To continue with the flow of examples, my name is Ajay and that is one form of data, and my age which is 26 at the time of this writing is a different form of data, in the sense that these two pieces of information make sense on their own, however, they cannot be put together to make sense - as one is a word, and the other is a number. This means data can be broken down into different forms depending upon the nature of the information being collected.
What are the different data formats?
Data can exist in two broad formats - structured and unstructured. Structured data is data organized according to predefined data models (i.e., flat model - spreadsheets, relational model - mySQL, MariaDB and so on). Unstructured data, as it goes, is data that is not arranged in any particular fashion but is collected as raw as it comes. Examples include speech, sensor data, video files, images, and so on.
Note: Data formats and types have different definitions. Formats are discussed here and have to do with how we look at data from an analytical point of view while data types have more to do with how computers recognize data. For example, a computer recognizes data as a number (integer or float), a string, character (single letters),or Boolean (true or false).

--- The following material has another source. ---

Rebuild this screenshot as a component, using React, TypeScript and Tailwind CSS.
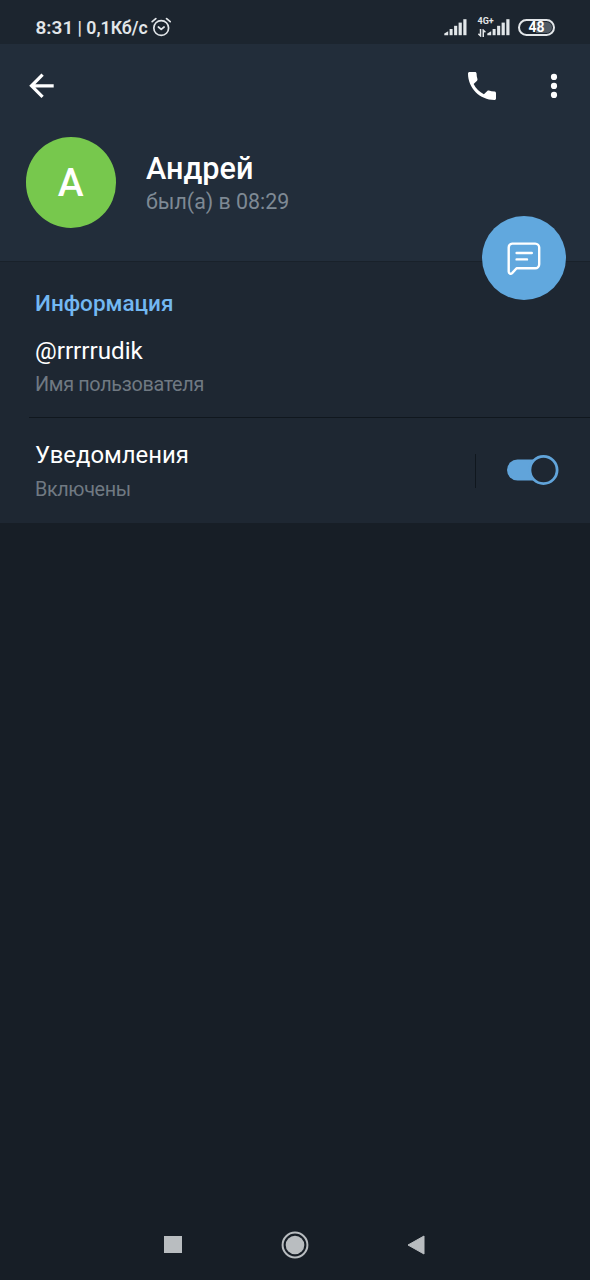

This spreadsheet with data on mileage is an example of structured data. Picture from Flickr
As such structured and unstructured data can consist of categorical (or qualitative) or numerical (or quantitative) data.
A tweet is an example of unstructured data. Picture from Unsplash
Categorical/Qualitative data essentially refers to every data format that is the least mathematical in nature upon which we can only do a few computing tasks. This format can be broken down into two distinct sub-formats - nominal and ordinal.
Nominal typically includes names, or labels which can be used to describe the state of an object, idea, or a person. For example, we can describe an object as heavy, cuboid, and hot. We can describe person as tall, married, a student, English-speaking, and so on. Nominal data could include numbers, letters or words but we can't perform mathematical operations on them such as computing a mean, median or a standard deviation, because it doesn't make any true sense to do that.
For example, what is the mean of all the names on this list would be a question that makes no sense. However, there is one operation that can be carried out - calculating the frequency of certain words that repeat in a given sample. This is helpful especially in analyzing unstructured data such as tweets, speeches, and transcripts.
Ordinal, on the other hand can refer to numbers that can be ordered in a particular order so as to capture certain information, however the difference between values don't matter. For example, we describe the top 10 sprinters in the world using rankings - which is ordinal data.
Numerical/Quantitative data refers to data that can be mathematically modelled or derived upon which almost mathematical operations can be carried out. Quantitative data can be further classified into two sub-formats -discrete and continuous.
Discrete data are data values that are distinct and separate - which can't be measured but counted. Counting the number of people, coin flips fall into discrete data.
Continuous data are values that can only be measured using certain established standards or techniques. For example, it could be measuring the distance between two points, or the temperature in a room. Continuous data can further be broken down into two formats - interval and ratio.
Interval data typically refers to data where there is order and the difference between two values makes sense but they don't have an absolute zero which eliminates the possibility to carry out multiplication, division or calculation of ratios. Addition and subtraction are the only mathematical operations possible. Examples of interval data include temperature data in Celsius and Fahrenheit (temperature measured in kelvin wouldn't be interval data as kelvin captures the possibility of no temperature where there is no heat (0 kelvin).
Ratio data also are data with order where values have the same difference and possess an absolute zero. Examples include height, length, mass, and so on.
With data, the different formats can be classified based on the extent of mathematical operations that can be carried out on them. As readily observable, there is a movement from mathematically lean formats (nominal & ordinal) towards more mathematically-flexible ones (interval & ratio). Now, with the basics of data covered here, we can be confident enough to venture further into the steps involved in data analysis.